Between 14 and 15% of couples of reproductive age present with infertility . The American Society for Reproductive Medicine indicates that the contribution to the inability to reproduce is equally attributed to the male and the female partner, with the remainder being due to a combination of factors . It is advisable that couples seek professional care after approximately 12 months of unprotected intercourse without achieving a pregnancy [3, 4].
In men who have apparently normal semen parameters, the inability to support a successful pregnancy indicates a concealed abnormality that may impair gamete competence. In these 113 men with a normal peripheral karyotype and a chromatin fragmentation of 18.2 ± 8% (range 8.6–32.4%), the quest for the origin of male infertility can be initiated with the assessment of the gamete chromosomal status. Interestingly, there was a progressive increase in aneuploidy of the gonosomes but most importantly of the autosomes in relation to advancing male age (Fig 1). While this appears more dramatic for specific chromosomes such as Chr 15 and 17, we noticed that Chr 21 abnormalities appeared higher in younger men (Fig 2).

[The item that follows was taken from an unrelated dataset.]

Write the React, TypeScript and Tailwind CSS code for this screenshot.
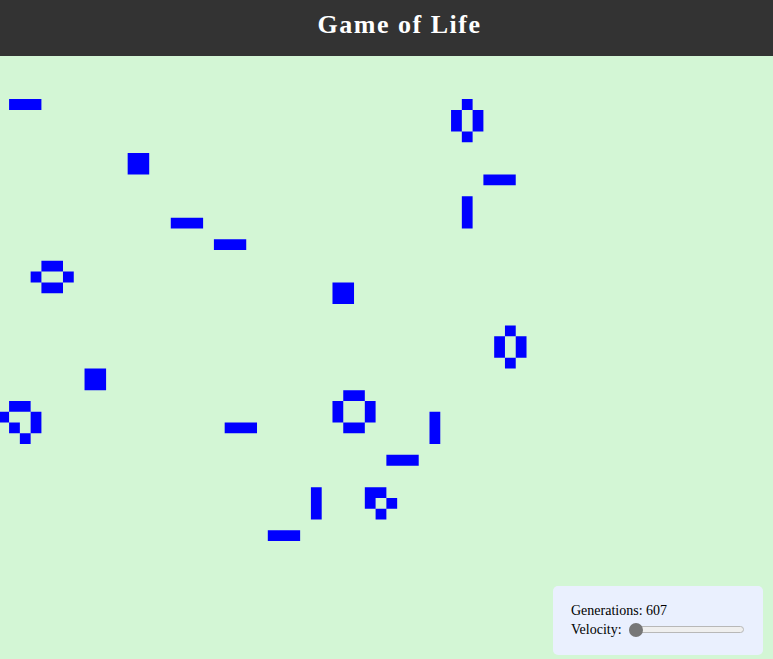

In this study, we underline the need to perform a thorough assessment of the male gamete by sequencing the genome and epigenome to gain insight into its ability to support embryo development. While we are accustomed to determining the level of male infertility by assessing the seminal parameters in a man’s ejaculate, a semen analysis does not elucidate the ability of a man to conceive. As detailed in this work, more information can be gained by assessing the ploidy of the spermatozoon and identifying the presence of gene duplications and deletions.